La «commission de la dette» poursuit ses travaux tout au long du premier quart du XXe siècle: les conflits dans les Balkans, un autre affrontement avec la Turquie ou encore la Première guerre mondiale n'ont pas raison de cette institution et la Grèce honore ses engagements. Jusqu'en 1932. C'est seulement à la suite du krach de Wall Street en 1929 que de nouvelles difficultés apparaissent. En 1932, une commission internationale examine les finances grecques et réalise que les réserves sont au plus bas, rendant impossible le paiement des annuités. Face à cette situation, le gouvernement décide en avril 1932 de suspendre l'étalon-or et la convertibilité de la drachme, qui perd 50% de sa valeur en quelques jours. Les demandes d'Athènes à ses bailleurs de fonds pour un nouveau prêt ne rencontrent aucun écho positif et le gouvernement suspend le versement des échéances de la dette, pour un sixième défaut de paiement en 110 ans.
L'invasion allemande de 1941
Fin de la saga? Pas encore. Les tensions politico-militaires des années 1930 et le rapprochement entre la Grèce du dictateur Metaxas et l'alliance franco-britannique favorisent de nouvelles négociations dès la fin de l'année 1932. Celles-ci vont durer près de huit ans. En janvier 1940, un accord est signé avec les alliés occidentaux et les organismes financiers. Athènes peut à nouveau emprunter et s'acquitte de ses engagements. Mais la situation ne dure pas: l'invasion italienne puis allemande en avril 1941 provoquent l'arrêt des versements. L'occupation allemande s'achève en 1944, mais la guerre civile grecque ne permet pas la régularisation de la situation grecque. Ce n'est qu'à partir de 1949 qu'Athènes peut à nouveau emprunter et honorer ses engagements auprès des banques.

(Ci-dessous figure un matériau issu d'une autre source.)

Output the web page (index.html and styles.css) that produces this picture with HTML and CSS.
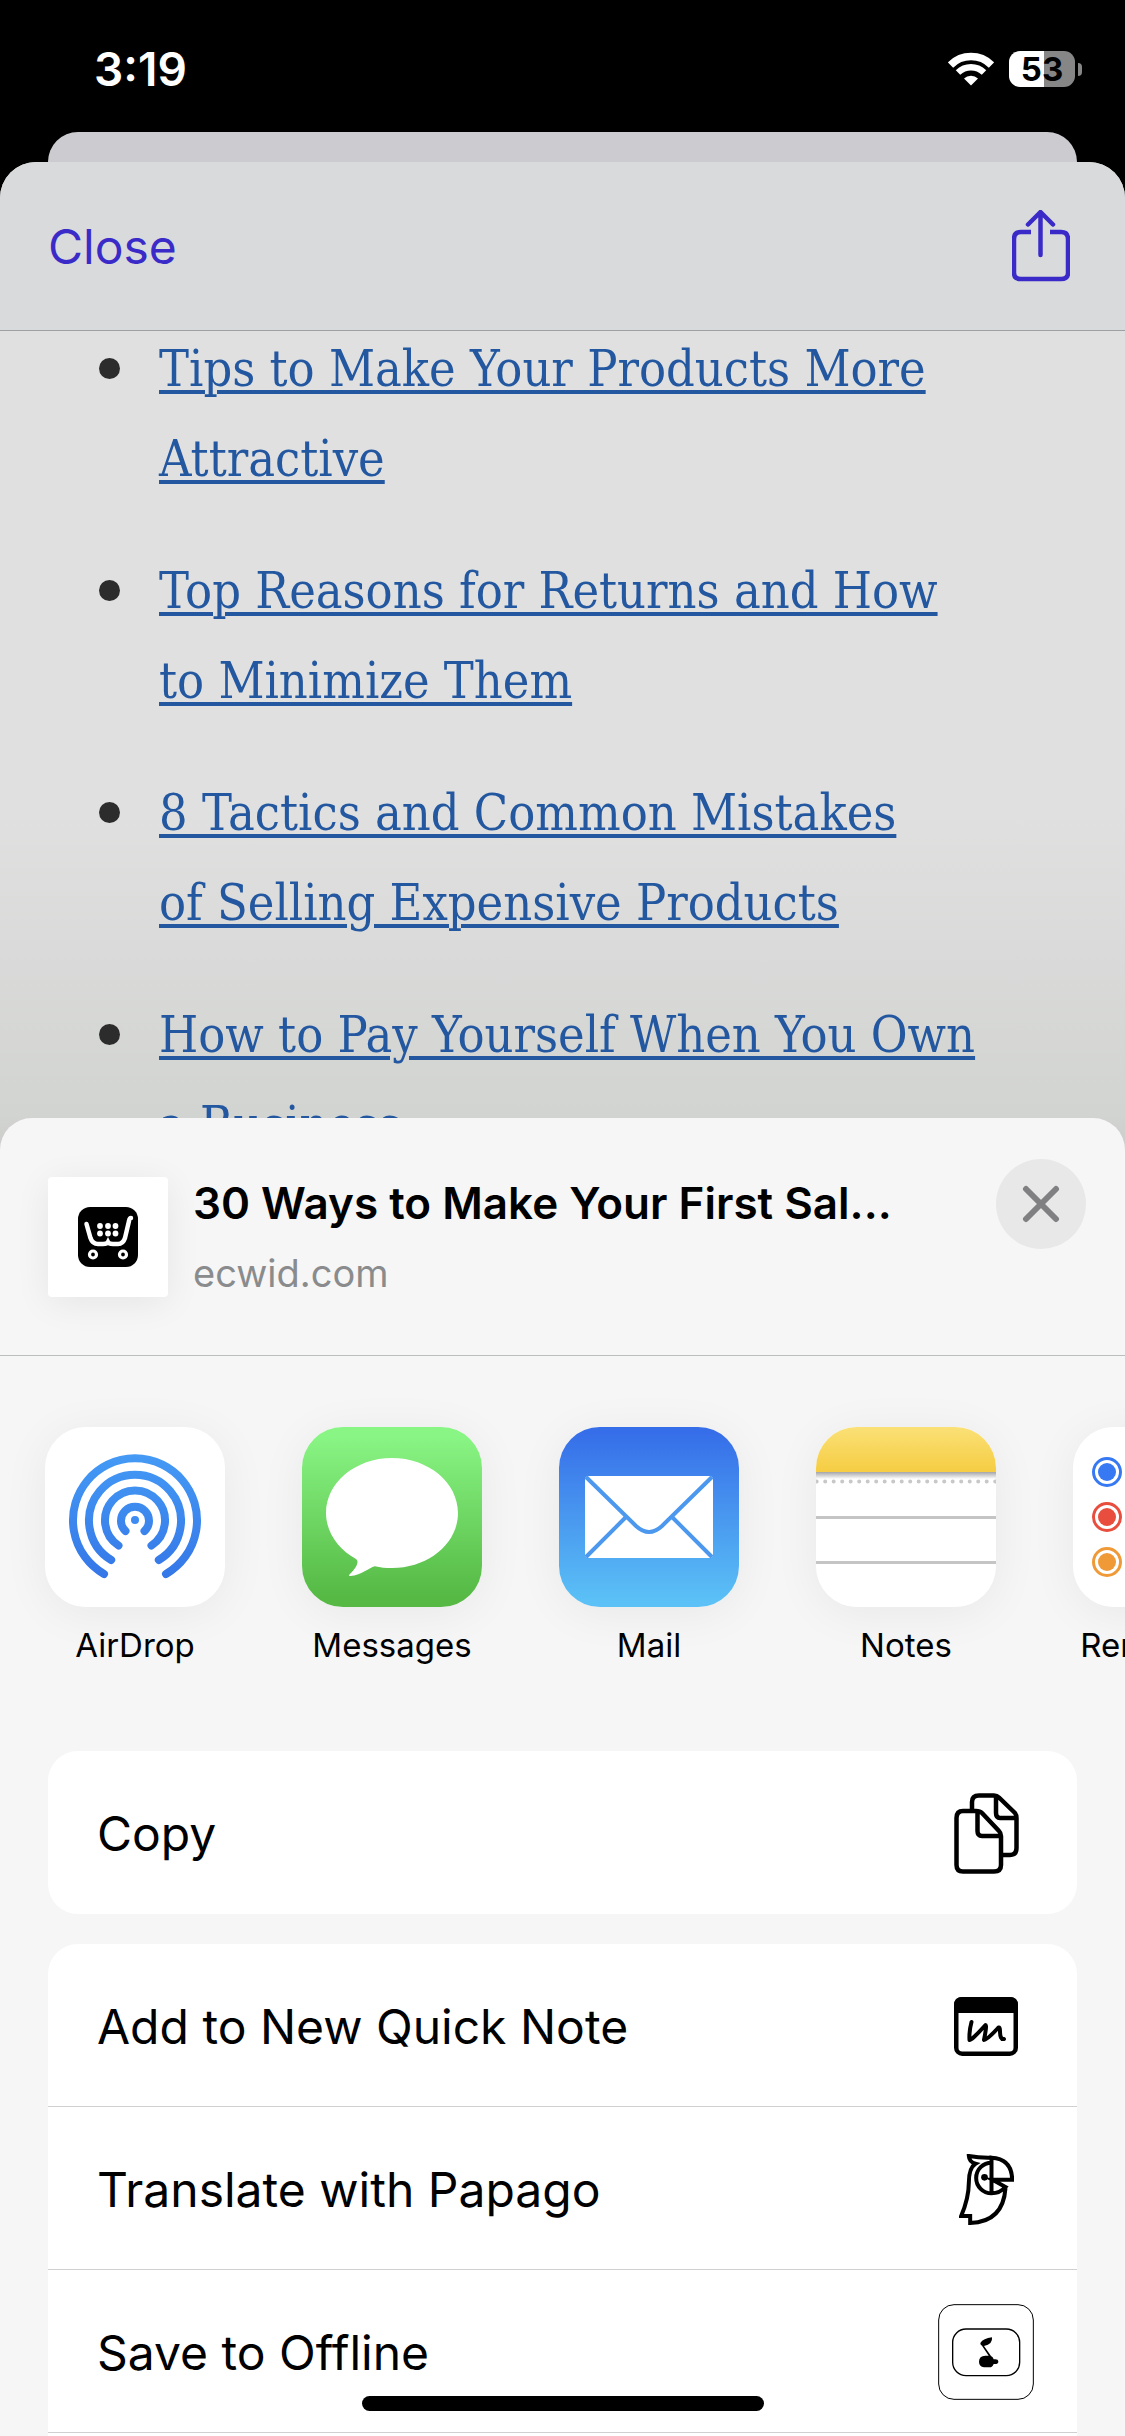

Ironie de l'histoire, c'est l'Allemagne qui avait été impliquée dans la sixième faillite grecque... et c'est désormais l'Allemagne et sa chancelière Angela Merkel qui sont désormais tenus pour responsable par certains Grecs de la situation actuelle qui pourrait déboucher sur un nouveau défaut de paiement. Qui serait le septième épisode du genre en moins de 200 ans.